Just as with the situationists, this disposition offers the viewer the possibility to wander through the rearranged cityscape and wonder at the multidimensional nature of space, while at the same time providing them with insights into the history and development of urban space. Moving through this discontinuous structure, you might start to feel somewhat melancholic. A surreal mix of representations of the past, in the form of architectural footprints from different ages, offers a sort of retrospective view on human civilization. There is no living soul in this city; one notices only traces of human presence – street signs, billboards, graffiti-scarred walls. It makes the viewer imagine a fulfilled dystopian scenario of human extinction – after all, most dystopian scenarios take place in urban spaces. And again, as in the beginnings of photography, the gaze is formed by what the technology allows. As Mikonytė and Žudys explain,
"Technology does not always manage to capture people. With this project, we focus on the architecture, objects and materiality of the city. We neither try to capture nor to avoid people in our scans, but the traces of people moving through the city left on buildings is a welcome addition to our works."

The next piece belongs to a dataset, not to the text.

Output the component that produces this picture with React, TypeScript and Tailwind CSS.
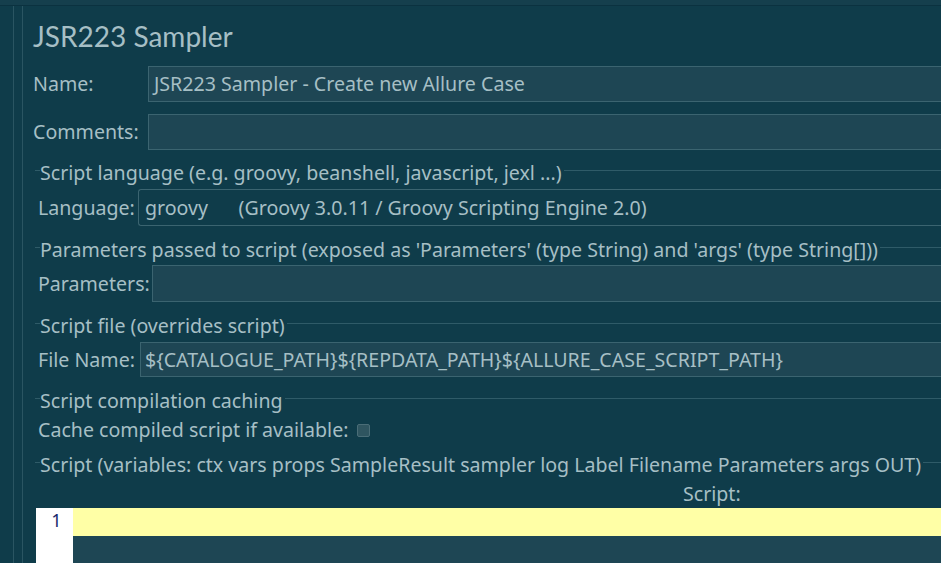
import React from "react";

const font = { fontFamily: "'Noto Sans', 'Open Sans', sans-serif" };
const titleFont = { fontFamily: "Lato, 'Noto Sans', sans-serif" };

function SectionTitle({ text, mt }: { text: string; mt: string }) {
  return (
    <div className={`flex items-start h-[24px] shrink-0 ${mt}`}>
      <div className="w-[5px] h-px bg-[#2f5b68] mt-[9px] shrink-0" />
      <div className="leading-[24px] whitespace-nowrap">{text}</div>
      <div className="flex-1 h-px bg-[#2f5b68] mt-[9px] ml-[2px]" />
    </div>
  );
}

export default function App() {
  return (
    <div
      className="w-[941px] h-[563px] overflow-hidden bg-[#0f3c4a] text-[#a6bfc5] text-[19.6px] flex flex-col"
      style={font}
    >
      <div className="h-[6px] bg-[#153f4d] border-b border-[#0b3240] shrink-0" />
      <div className="flex flex-1 min-h-0">
        <div className="w-[13px] shrink-0" />
        <div className="w-px bg-[#2a5562] shrink-0" />
        <div className="w-[8px] shrink-0" />
        <div className="w-px bg-[#2a5562] shrink-0" />
        <div className="flex-1 min-w-0 flex flex-col pl-[10px]">
          <div className="mt-[16px] text-[28px] leading-[28px] whitespace-nowrap shrink-0" style={titleFont}>
            JSR223 Sampler
          </div>

          <div className="mt-[16px] flex items-center h-[36px] shrink-0">
            <div className="w-[115px] shrink-0">Name:</div>
            <div className="flex-1 h-full bg-[#1e4654] border border-[#3b6470] border-r-0 flex items-center pl-[5px] whitespace-nowrap">
              JSR223 Sampler - Create new Allure Case
            </div>
          </div>

          <div className="mt-[12px] flex items-center h-[36px] shrink-0">
            <div className="w-[115px] shrink-0">Comments:</div>
            <div className="flex-1 h-full bg-[#1e4654] border border-[#3b6470] border-r-0" />
          </div>

          <div className="ml-[2px] flex flex-col flex-1 min-h-0">
            <SectionTitle text="Script language (e.g. groovy, beanshell, javascript, jexl ...)" mt="mt-[11px]" />
            <div className="mt-[4px] flex items-center h-[37px] pl-[3px] shrink-0">
              <div className="w-[100px] shrink-0 whitespace-nowrap">Language:</div>
              <div className="flex-1 h-full bg-[#0f3c4a] border border-[#3b6470] border-r-0 rounded-l-[3px] flex items-center pl-[6px] whitespace-pre">
                {"groovy      (Groovy 3.0.11 / Groovy Scripting Engine 2.0)"}
              </div>
            </div>

            <SectionTitle
              text="Parameters passed to script (exposed as 'Parameters' (type String) and 'args' (type String[]))"
              mt="mt-[12px]"
            />
            <div className="mt-[3px] flex items-center h-[37px] pl-[3px] shrink-0">
              <div className="w-[114px] shrink-0 whitespace-nowrap">Parameters:</div>
              <div className="flex-1 h-full bg-[#1e4654] border border-[#3b6470] border-r-0" />
            </div>

            <SectionTitle text="Script file (overrides script)" mt="mt-[12px]" />
            <div className="mt-[4px] flex items-center h-[35px] pl-[3px] shrink-0">
              <div className="w-[102px] shrink-0 whitespace-nowrap">File Name:</div>
              <div className="flex-1 h-full bg-[#1e4654] border border-[#3b6470] border-r-0 flex items-center pl-[4px] whitespace-nowrap">
                {"${CATALOGUE_PATH}${REPDATA_PATH}${ALLURE_CASE_SCRIPT_PATH}"}
              </div>
            </div>

            <SectionTitle text="Script compilation caching" mt="mt-[12px]" />
            <div className="mt-[5px] flex items-center h-[24px] pl-[3px] shrink-0">
              <div className="whitespace-nowrap">Cache compiled script if available:</div>
              <div className="ml-[9px] w-[13px] h-[13px] bg-[#2f5560] border border-[#4a6d77] rounded-[2px] shrink-0" />
            </div>

            <SectionTitle
              text="Script (variables: ctx vars props SampleResult sampler log Label Filename Parameters args OUT)"
              mt="mt-[11px]"
            />
            <div className="mt-[5px] h-[24px] leading-[24px] pl-[648px] whitespace-nowrap shrink-0">Script:</div>

            <div className="mt-[2px] flex flex-1 min-h-0 pl-[1px]">
              <div className="w-[37px] bg-white shrink-0 flex justify-center">
                <div className="h-[28px] leading-[24px] text-[#1a2a6c] text-[18px] pl-[4px]">1</div>
              </div>
              <div className="flex-1 flex flex-col bg-[#1e4654]">
                <div className="h-[28px] bg-[#ffffa6] shrink-0" />
              </div>
            </div>
          </div>
        </div>
      </div>
    </div>
  );
}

In his work "De l'architecture" (1776), Jean-François Sobry stated: "a city without walls is not a city." That is, cities have defined boundaries. However, the vision proposed in "City Studies" is more than what is regarded as a traditional city. In this figurative scenario, strict city contours are blurred, thus forming surreal and ephemeral patterns, suggestive of urban space as a constantly mutating, permanently pulsating being. It is a limitless area transcending any boundaries of space and time, providing the possibility of endless journeying. This hybrid of the digital and the physical, between human and technology, reality and fiction, past and future, highlights the hidden dimensions of space and our potential for transformation to the point which makes one wonder – what if we live in a world where everything is simply a construct of the mind?